Exercise aim - Copy the lines holding the word "this", all of them.

Listed records -
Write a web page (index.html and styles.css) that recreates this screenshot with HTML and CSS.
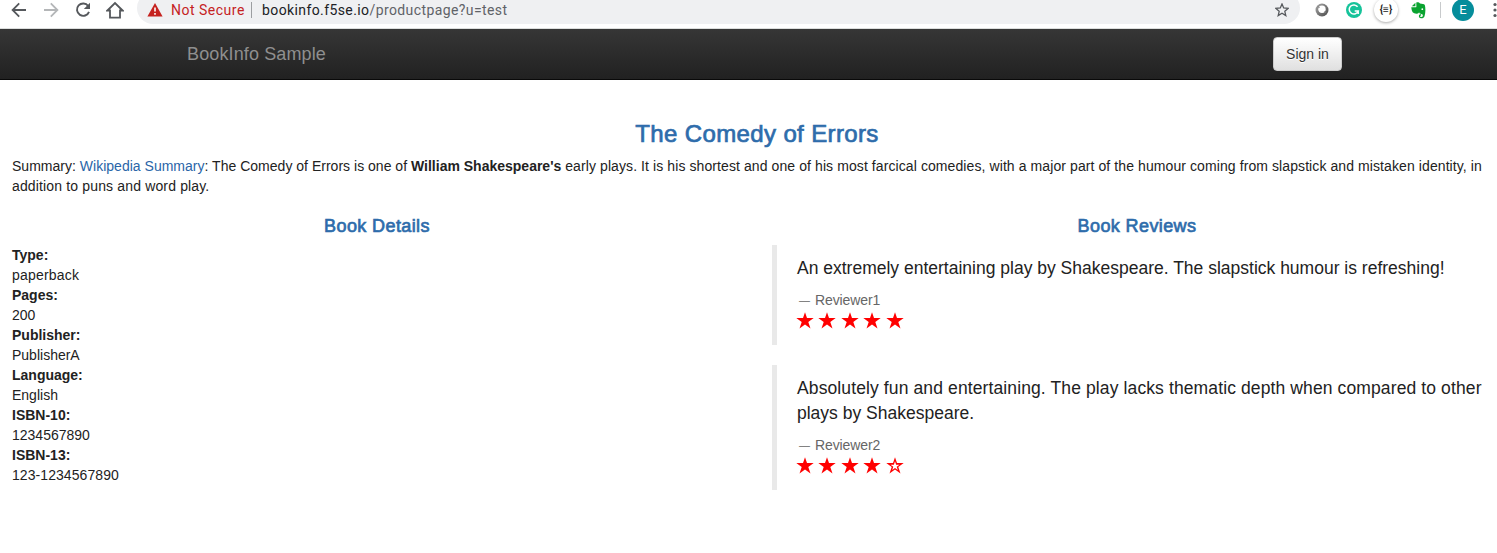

==

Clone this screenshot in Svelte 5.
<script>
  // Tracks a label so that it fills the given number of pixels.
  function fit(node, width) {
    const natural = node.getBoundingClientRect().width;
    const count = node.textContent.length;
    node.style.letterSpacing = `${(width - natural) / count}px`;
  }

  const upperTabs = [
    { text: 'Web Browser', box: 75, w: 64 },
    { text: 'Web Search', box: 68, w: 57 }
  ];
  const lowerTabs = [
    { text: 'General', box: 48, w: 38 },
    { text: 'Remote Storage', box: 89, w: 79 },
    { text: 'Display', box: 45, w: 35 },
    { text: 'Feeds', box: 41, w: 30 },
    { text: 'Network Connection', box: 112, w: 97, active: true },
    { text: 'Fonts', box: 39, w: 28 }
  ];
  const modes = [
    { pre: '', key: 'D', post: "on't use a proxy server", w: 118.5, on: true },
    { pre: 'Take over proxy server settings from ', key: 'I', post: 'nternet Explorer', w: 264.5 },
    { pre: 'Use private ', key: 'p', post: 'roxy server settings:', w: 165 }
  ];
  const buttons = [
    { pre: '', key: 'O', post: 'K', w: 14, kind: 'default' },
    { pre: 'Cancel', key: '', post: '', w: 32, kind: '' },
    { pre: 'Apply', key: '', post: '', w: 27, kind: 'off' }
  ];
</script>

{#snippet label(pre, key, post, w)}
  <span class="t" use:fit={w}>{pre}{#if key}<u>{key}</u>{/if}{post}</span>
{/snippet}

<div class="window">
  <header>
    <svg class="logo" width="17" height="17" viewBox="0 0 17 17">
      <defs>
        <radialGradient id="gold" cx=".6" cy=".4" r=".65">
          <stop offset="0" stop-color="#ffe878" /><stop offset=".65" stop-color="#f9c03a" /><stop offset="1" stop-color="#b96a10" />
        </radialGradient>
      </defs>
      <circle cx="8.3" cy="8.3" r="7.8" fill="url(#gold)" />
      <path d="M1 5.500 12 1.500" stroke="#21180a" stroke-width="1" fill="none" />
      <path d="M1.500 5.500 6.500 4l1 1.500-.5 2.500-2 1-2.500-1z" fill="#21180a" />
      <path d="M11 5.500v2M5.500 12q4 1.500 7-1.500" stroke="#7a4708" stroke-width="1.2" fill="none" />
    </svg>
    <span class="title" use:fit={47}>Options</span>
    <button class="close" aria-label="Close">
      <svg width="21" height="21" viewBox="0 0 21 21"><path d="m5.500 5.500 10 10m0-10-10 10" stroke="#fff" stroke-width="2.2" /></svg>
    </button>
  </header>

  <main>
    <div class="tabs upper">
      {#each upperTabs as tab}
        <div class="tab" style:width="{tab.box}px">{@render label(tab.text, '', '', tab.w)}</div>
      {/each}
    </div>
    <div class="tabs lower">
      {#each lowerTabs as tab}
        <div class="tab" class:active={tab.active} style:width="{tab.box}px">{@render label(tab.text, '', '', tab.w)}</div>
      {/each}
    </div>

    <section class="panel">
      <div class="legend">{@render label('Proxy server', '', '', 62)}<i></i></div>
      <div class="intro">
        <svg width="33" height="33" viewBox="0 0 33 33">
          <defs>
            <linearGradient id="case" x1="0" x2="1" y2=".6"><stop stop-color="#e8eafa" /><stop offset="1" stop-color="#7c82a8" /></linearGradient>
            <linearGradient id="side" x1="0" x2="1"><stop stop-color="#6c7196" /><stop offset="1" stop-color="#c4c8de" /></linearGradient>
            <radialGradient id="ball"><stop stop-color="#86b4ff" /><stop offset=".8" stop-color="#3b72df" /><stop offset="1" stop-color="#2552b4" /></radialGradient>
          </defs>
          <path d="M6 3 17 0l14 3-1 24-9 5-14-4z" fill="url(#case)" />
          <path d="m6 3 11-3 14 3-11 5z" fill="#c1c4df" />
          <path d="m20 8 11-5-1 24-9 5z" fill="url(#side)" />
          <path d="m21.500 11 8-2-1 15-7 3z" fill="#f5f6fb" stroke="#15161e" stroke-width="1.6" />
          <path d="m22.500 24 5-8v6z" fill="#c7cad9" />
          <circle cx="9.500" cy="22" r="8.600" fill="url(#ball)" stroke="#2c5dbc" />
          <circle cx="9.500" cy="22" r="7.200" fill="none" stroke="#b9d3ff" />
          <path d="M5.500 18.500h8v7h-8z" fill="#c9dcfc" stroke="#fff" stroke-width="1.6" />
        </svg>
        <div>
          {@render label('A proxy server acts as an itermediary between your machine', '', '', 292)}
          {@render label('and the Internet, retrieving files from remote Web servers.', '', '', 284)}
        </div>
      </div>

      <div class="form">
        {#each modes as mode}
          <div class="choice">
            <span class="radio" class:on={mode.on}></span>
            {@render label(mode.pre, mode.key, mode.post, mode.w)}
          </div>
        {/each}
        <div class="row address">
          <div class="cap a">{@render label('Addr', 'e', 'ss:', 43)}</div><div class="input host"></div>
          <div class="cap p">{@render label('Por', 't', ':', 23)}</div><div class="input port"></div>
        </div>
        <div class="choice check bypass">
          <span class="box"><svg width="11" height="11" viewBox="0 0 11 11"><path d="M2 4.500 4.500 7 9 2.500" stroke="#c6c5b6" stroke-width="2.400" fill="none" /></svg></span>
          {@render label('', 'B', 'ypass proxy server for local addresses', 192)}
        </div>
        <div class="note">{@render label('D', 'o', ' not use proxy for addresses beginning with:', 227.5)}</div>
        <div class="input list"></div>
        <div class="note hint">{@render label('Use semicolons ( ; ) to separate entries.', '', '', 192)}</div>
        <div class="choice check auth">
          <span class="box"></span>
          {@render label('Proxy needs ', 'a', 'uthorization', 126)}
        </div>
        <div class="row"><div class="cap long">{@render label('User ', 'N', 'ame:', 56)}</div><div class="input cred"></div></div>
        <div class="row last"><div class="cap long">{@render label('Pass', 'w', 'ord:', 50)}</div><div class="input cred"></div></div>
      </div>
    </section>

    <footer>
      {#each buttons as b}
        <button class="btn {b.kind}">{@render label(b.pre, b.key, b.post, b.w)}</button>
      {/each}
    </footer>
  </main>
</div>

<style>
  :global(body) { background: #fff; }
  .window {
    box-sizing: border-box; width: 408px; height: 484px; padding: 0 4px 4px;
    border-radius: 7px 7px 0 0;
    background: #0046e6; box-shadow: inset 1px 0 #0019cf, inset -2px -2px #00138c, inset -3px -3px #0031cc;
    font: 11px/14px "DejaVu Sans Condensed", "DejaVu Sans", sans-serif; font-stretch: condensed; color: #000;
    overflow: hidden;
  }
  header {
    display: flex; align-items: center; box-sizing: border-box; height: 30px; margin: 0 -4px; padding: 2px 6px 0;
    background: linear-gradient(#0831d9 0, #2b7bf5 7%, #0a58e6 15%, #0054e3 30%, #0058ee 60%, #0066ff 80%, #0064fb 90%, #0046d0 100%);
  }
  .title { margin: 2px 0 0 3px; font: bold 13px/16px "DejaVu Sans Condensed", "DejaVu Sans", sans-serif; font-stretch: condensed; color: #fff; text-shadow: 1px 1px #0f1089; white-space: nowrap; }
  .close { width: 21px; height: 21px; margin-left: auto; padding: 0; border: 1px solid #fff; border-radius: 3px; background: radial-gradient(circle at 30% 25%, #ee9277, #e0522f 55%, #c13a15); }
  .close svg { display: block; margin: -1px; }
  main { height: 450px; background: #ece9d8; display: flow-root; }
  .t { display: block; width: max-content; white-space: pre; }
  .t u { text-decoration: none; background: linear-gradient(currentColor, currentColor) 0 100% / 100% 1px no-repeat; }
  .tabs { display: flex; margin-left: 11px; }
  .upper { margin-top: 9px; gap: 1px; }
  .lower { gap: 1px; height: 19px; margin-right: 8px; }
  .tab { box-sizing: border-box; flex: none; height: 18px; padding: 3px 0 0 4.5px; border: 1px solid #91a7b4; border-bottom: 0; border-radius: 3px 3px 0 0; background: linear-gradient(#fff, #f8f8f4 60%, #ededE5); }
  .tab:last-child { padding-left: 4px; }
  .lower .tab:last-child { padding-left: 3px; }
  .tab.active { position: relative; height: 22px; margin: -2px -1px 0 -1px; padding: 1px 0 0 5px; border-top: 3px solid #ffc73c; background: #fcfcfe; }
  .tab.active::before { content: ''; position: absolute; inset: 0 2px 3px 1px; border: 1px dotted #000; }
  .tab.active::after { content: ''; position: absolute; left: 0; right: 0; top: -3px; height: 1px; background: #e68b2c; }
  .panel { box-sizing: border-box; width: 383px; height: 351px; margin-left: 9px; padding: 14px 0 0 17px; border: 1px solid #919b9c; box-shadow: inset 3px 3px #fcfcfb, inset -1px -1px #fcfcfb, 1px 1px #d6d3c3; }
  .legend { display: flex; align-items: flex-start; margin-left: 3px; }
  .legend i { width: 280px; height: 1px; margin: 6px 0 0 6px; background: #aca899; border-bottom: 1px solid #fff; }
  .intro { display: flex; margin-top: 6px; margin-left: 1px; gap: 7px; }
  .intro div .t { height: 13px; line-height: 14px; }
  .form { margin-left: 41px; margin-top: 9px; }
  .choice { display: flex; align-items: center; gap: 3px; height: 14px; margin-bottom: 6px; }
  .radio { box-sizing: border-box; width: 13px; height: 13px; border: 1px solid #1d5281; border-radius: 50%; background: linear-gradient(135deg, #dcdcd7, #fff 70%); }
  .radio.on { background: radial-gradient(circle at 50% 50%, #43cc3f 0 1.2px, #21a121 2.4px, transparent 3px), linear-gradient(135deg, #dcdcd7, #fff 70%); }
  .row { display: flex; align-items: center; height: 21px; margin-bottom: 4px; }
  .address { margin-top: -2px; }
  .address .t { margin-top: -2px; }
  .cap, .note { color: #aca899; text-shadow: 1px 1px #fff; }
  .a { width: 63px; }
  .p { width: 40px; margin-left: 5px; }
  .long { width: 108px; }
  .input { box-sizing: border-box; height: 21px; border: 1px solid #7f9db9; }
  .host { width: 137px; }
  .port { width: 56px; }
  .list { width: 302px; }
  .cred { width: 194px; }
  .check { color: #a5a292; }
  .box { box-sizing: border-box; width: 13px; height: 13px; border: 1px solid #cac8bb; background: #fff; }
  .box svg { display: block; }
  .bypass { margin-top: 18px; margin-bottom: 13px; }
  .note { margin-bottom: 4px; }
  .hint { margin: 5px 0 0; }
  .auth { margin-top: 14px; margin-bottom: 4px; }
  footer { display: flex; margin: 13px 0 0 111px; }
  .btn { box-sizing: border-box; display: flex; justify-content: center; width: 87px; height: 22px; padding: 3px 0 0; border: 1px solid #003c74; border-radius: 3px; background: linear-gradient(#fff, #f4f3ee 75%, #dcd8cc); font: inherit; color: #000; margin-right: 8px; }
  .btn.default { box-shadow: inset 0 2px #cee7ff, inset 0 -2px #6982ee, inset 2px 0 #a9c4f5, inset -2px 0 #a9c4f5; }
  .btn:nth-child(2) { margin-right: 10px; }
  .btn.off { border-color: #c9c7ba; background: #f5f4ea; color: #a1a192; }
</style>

Solved problem -
Write a web page (index.html and styles.css) that recreates this screenshot with HTML and CSS.
Clone this screenshot in Svelte 5.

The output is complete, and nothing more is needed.